Sourcing the best available just keeps everything in line. We do source hardware and denim from Japan as well. We just do our best to make sure each garment is complete so the buyer can appreciate several details about it along with the fit. Discovering nice details throughout the life of a purchase should almost be a given especially when the product is of high value.          

Talk about your recent collaboration with Red Wing.

The crew at Red Wing is so solid. It all just started as a friendship with several people there. There really is not much more to it and we are now proud to say we will exclusively be using Red Wing Leathers from SB Foot Tannery for all of our leather patches. It doesn’t make or break our denim but it does add another nice detail and puts another story into our denim.

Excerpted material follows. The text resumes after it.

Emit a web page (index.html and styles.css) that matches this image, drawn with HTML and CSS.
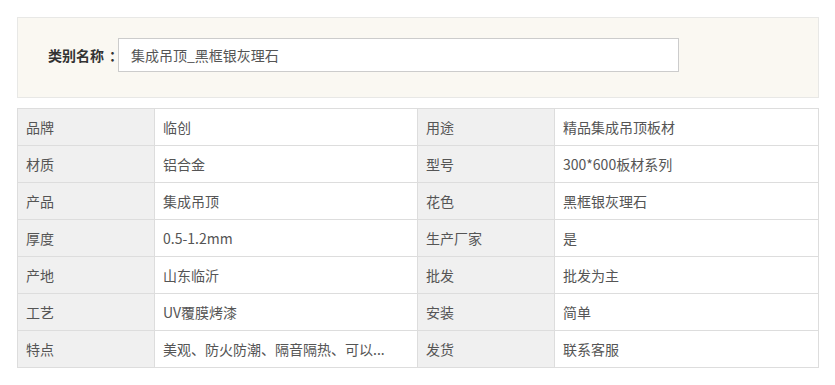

Where can someone looking to buy Freenote go and if they have any questions, is there a way to reach out to you?

Anyone can reach out to me directly at andrew@freenotecloth.com. I am seriously more than happy to answer any questions or, of course, get someone dialed in some Freenote gear. I enjoy answering questions about our product and love sending people into our retailers. We do not sell in every city in the US, but we should be able to find someone a place to try on our product.     

What's in store for the future of Freenote Cloth?

A lot of continued effort and work on perfecting each piece we make. Our offering is pretty diverse where each category requires a lot of tinkering. We have made it a brand mission to keep working on the product we currently offer while trying our best to perfect it. 

We all work 6 to 7 days a week either in the office, at the factories or on the road. We don’t just like what we do—we love it. We enjoy surfing and snowboarding in our free time when we do get it; but, man, I can say we are working on product non-stop. It creates a simplicity and clear path for our future in that all we have to do is focus on making great products.